> **Data block**:
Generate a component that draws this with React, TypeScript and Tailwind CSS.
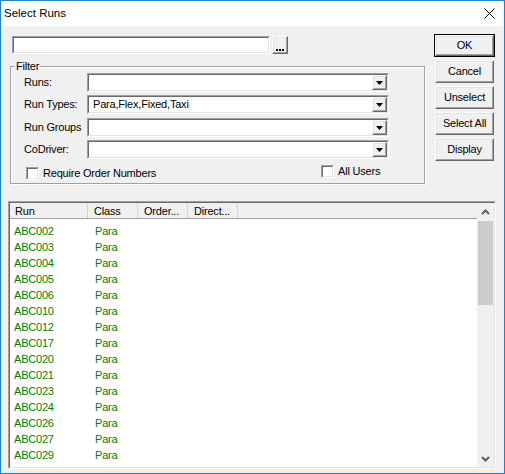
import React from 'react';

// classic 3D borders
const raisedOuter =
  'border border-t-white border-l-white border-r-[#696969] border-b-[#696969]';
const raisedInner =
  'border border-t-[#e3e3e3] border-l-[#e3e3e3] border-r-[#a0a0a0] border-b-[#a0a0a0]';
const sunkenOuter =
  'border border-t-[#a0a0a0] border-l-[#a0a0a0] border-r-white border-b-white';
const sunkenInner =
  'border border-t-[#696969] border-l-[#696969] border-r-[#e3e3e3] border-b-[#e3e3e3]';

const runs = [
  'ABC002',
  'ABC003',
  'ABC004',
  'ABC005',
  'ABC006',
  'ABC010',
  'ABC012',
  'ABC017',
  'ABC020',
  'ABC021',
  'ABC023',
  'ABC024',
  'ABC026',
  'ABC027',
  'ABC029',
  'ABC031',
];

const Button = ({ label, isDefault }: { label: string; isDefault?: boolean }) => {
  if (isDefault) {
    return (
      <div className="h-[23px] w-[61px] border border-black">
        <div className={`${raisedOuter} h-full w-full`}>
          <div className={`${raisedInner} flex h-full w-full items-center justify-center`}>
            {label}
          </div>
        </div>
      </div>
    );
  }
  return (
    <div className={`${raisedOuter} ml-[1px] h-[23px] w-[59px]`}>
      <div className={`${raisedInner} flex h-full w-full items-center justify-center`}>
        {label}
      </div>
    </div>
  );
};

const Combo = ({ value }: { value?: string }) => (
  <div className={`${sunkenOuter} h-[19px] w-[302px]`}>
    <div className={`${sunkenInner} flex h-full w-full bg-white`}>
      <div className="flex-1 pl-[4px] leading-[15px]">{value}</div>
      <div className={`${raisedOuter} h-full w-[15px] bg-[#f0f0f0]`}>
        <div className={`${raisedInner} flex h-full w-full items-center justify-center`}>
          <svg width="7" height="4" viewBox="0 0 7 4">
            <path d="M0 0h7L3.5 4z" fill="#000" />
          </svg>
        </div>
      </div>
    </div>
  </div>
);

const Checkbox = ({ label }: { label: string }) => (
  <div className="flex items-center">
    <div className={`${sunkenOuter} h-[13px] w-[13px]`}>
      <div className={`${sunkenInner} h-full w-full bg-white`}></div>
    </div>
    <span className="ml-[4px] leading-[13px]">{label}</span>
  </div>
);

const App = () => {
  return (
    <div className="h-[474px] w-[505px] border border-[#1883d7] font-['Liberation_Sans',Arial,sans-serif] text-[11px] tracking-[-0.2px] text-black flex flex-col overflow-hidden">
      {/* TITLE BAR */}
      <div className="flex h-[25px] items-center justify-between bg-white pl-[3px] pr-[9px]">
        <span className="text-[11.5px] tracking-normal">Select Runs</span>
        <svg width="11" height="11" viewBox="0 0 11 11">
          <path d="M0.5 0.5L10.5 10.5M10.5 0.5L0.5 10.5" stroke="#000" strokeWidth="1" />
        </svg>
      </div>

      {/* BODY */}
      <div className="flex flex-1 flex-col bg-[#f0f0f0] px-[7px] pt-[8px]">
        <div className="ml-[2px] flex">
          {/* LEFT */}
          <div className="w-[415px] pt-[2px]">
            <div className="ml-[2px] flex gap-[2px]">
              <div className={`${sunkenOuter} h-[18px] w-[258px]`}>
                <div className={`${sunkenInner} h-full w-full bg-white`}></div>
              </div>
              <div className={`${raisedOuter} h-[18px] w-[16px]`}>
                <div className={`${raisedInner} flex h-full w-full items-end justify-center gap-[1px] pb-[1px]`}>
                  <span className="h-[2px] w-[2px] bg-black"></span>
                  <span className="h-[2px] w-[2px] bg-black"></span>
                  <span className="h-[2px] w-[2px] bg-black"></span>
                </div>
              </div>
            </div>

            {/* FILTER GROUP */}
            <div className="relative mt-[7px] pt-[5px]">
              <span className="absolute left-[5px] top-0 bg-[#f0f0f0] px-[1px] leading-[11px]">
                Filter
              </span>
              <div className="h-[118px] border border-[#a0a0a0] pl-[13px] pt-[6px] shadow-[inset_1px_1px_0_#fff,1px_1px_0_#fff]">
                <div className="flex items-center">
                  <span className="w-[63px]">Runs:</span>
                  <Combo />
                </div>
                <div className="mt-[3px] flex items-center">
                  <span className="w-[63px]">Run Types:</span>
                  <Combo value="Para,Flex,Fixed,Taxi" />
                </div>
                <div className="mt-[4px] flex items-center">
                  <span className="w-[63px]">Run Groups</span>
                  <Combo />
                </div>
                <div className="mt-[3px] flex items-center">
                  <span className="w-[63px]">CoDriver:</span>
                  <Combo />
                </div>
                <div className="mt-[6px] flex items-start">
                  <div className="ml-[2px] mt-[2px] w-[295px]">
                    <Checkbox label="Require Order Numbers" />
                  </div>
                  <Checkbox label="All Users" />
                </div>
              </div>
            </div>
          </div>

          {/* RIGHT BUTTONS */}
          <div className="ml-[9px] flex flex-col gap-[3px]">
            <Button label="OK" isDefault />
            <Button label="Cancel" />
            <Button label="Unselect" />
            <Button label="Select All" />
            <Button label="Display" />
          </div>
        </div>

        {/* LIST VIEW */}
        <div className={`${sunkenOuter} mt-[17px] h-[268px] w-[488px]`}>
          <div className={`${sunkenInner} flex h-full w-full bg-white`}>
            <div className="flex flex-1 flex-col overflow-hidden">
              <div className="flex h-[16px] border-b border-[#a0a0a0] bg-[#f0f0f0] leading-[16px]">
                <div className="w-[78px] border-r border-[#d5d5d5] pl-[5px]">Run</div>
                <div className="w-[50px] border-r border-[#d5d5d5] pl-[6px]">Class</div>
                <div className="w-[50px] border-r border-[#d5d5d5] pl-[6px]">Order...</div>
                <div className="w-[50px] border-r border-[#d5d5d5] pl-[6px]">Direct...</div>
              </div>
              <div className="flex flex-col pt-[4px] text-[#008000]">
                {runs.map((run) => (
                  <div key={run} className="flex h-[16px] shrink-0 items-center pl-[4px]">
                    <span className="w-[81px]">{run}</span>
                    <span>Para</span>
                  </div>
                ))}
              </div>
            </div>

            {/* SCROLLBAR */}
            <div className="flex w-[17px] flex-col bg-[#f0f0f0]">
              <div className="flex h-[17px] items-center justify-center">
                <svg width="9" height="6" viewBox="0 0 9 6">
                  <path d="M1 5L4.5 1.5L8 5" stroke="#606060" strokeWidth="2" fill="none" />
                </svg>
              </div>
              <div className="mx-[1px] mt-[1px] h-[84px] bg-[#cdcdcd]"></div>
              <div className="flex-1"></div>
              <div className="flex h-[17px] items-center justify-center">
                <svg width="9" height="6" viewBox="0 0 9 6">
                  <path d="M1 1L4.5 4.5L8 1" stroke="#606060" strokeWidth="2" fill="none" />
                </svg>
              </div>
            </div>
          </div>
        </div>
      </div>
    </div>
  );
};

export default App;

> **Set exercise**:
Go through the listing above and write it all out exactly, leaving out any picture.

> **Worked solution**:
Generate a component that draws this with React, TypeScript and Tailwind CSS.
import React from 'react';

// classic 3D borders
const raisedOuter =
  'border border-t-white border-l-white border-r-[#696969] border-b-[#696969]';
const raisedInner =
  'border border-t-[#e3e3e3] border-l-[#e3e3e3] border-r-[#a0a0a0] border-b-[#a0a0a0]';
const sunkenOuter =
  'border border-t-[#a0a0a0] border-l-[#a0a0a0] border-r-white border-b-white';
const sunkenInner =
  'border border-t-[#696969] border-l-[#696969] border-r-[#e3e3e3] border-b-[#e3e3e3]';

const runs = [
  'ABC002',
  'ABC003',
  'ABC004',
  'ABC005',
  'ABC006',
  'ABC010',
  'ABC012',
  'ABC017',
  'ABC020',
  'ABC021',
  'ABC023',
  'ABC024',
  'ABC026',
  'ABC027',
  'ABC029',
  'ABC031',
];

const Button = ({ label, isDefault }: { label: string; isDefault?: boolean }) => {
  if (isDefault) {
    return (
      <div className="h-[23px] w-[61px] border border-black">
        <div className={`${raisedOuter} h-full w-full`}>
          <div className={`${raisedInner} flex h-full w-full items-center justify-center`}>
            {label}
          </div>
        </div>
      </div>
    );
  }
  return (
    <div className={`${raisedOuter} ml-[1px] h-[23px] w-[59px]`}>
      <div className={`${raisedInner} flex h-full w-full items-center justify-center`}>
        {label}
      </div>
    </div>
  );
};

const Combo = ({ value }: { value?: string }) => (
  <div className={`${sunkenOuter} h-[19px] w-[302px]`}>
    <div className={`${sunkenInner} flex h-full w-full bg-white`}>
      <div className="flex-1 pl-[4px] leading-[15px]">{value}</div>
      <div className={`${raisedOuter} h-full w-[15px] bg-[#f0f0f0]`}>
        <div className={`${raisedInner} flex h-full w-full items-center justify-center`}>
          <svg width="7" height="4" viewBox="0 0 7 4">
            <path d="M0 0h7L3.5 4z" fill="#000" />
          </svg>
        </div>
      </div>
    </div>
  </div>
);

const Checkbox = ({ label }: { label: string }) => (
  <div className="flex items-center">
    <div className={`${sunkenOuter} h-[13px] w-[13px]`}>
      <div className={`${sunkenInner} h-full w-full bg-white`}></div>
    </div>
    <span className="ml-[4px] leading-[13px]">{label}</span>
  </div>
);

const App = () => {
  return (
    <div className="h-[474px] w-[505px] border border-[#1883d7] font-['Liberation_Sans',Arial,sans-serif] text-[11px] tracking-[-0.2px] text-black flex flex-col overflow-hidden">
      {/* TITLE BAR */}
      <div className="flex h-[25px] items-center justify-between bg-white pl-[3px] pr-[9px]">
        <span className="text-[11.5px] tracking-normal">Select Runs</span>
        <svg width="11" height="11" viewBox="0 0 11 11">
          <path d="M0.5 0.5L10.5 10.5M10.5 0.5L0.5 10.5" stroke="#000" strokeWidth="1" />
        </svg>
      </div>

      {/* BODY */}
      <div className="flex flex-1 flex-col bg-[#f0f0f0] px-[7px] pt-[8px]">
        <div className="ml-[2px] flex">
          {/* LEFT */}
          <div className="w-[415px] pt-[2px]">
            <div className="ml-[2px] flex gap-[2px]">
              <div className={`${sunkenOuter} h-[18px] w-[258px]`}>
                <div className={`${sunkenInner} h-full w-full bg-white`}></div>
              </div>
              <div className={`${raisedOuter} h-[18px] w-[16px]`}>
                <div className={`${raisedInner} flex h-full w-full items-end justify-center gap-[1px] pb-[1px]`}>
                  <span className="h-[2px] w-[2px] bg-black"></span>
                  <span className="h-[2px] w-[2px] bg-black"></span>
                  <span className="h-[2px] w-[2px] bg-black"></span>
                </div>
              </div>
            </div>

            {/* FILTER GROUP */}
            <div className="relative mt-[7px] pt-[5px]">
              <span className="absolute left-[5px] top-0 bg-[#f0f0f0] px-[1px] leading-[11px]">
                Filter
              </span>
              <div className="h-[118px] border border-[#a0a0a0] pl-[13px] pt-[6px] shadow-[inset_1px_1px_0_#fff,1px_1px_0_#fff]">
                <div className="flex items-center">
                  <span className="w-[63px]">Runs:</span>
                  <Combo />
                </div>
                <div className="mt-[3px] flex items-center">
                  <span className="w-[63px]">Run Types:</span>
                  <Combo value="Para,Flex,Fixed,Taxi" />
                </div>
                <div className="mt-[4px] flex items-center">
                  <span className="w-[63px]">Run Groups</span>
                  <Combo />
                </div>
                <div className="mt-[3px] flex items-center">
                  <span className="w-[63px]">CoDriver:</span>
                  <Combo />
                </div>
                <div className="mt-[6px] flex items-start">
                  <div className="ml-[2px] mt-[2px] w-[295px]">
                    <Checkbox label="Require Order Numbers" />
                  </div>
                  <Checkbox label="All Users" />
                </div>
              </div>
            </div>
          </div>

          {/* RIGHT BUTTONS */}
          <div className="ml-[9px] flex flex-col gap-[3px]">
            <Button label="OK" isDefault />
            <Button label="Cancel" />
            <Button label="Unselect" />
            <Button label="Select All" />
            <Button label="Display" />
          </div>
        </div>

        {/* LIST VIEW */}
        <div className={`${sunkenOuter} mt-[17px] h-[268px] w-[488px]`}>
          <div className={`${sunkenInner} flex h-full w-full bg-white`}>
            <div className="flex flex-1 flex-col overflow-hidden">
              <div className="flex h-[16px] border-b border-[#a0a0a0] bg-[#f0f0f0] leading-[16px]">
                <div className="w-[78px] border-r border-[#d5d5d5] pl-[5px]">Run</div>
                <div className="w-[50px] border-r border-[#d5d5d5] pl-[6px]">Class</div>
                <div className="w-[50px] border-r border-[#d5d5d5] pl-[6px]">Order...</div>
                <div className="w-[50px] border-r border-[#d5d5d5] pl-[6px]">Direct...</div>
              </div>
              <div className="flex flex-col pt-[4px] text-[#008000]">
                {runs.map((run) => (
                  <div key={run} className="flex h-[16px] shrink-0 items-center pl-[4px]">
                    <span className="w-[81px]">{run}</span>
                    <span>Para</span>
                  </div>
                ))}
              </div>
            </div>

            {/* SCROLLBAR */}
            <div className="flex w-[17px] flex-col bg-[#f0f0f0]">
              <div className="flex h-[17px] items-center justify-center">
                <svg width="9" height="6" viewBox="0 0 9 6">
                  <path d="M1 5L4.5 1.5L8 5" stroke="#606060" strokeWidth="2" fill="none" />
                </svg>
              </div>
              <div className="mx-[1px] mt-[1px] h-[84px] bg-[#cdcdcd]"></div>
              <div className="flex-1"></div>
              <div className="flex h-[17px] items-center justify-center">
                <svg width="9" height="6" viewBox="0 0 9 6">
                  <path d="M1 1L4.5 4.5L8 1" stroke="#606060" strokeWidth="2" fill="none" />
                </svg>
              </div>
            </div>
          </div>
        </div>
      </div>
    </div>
  );
};

export default App;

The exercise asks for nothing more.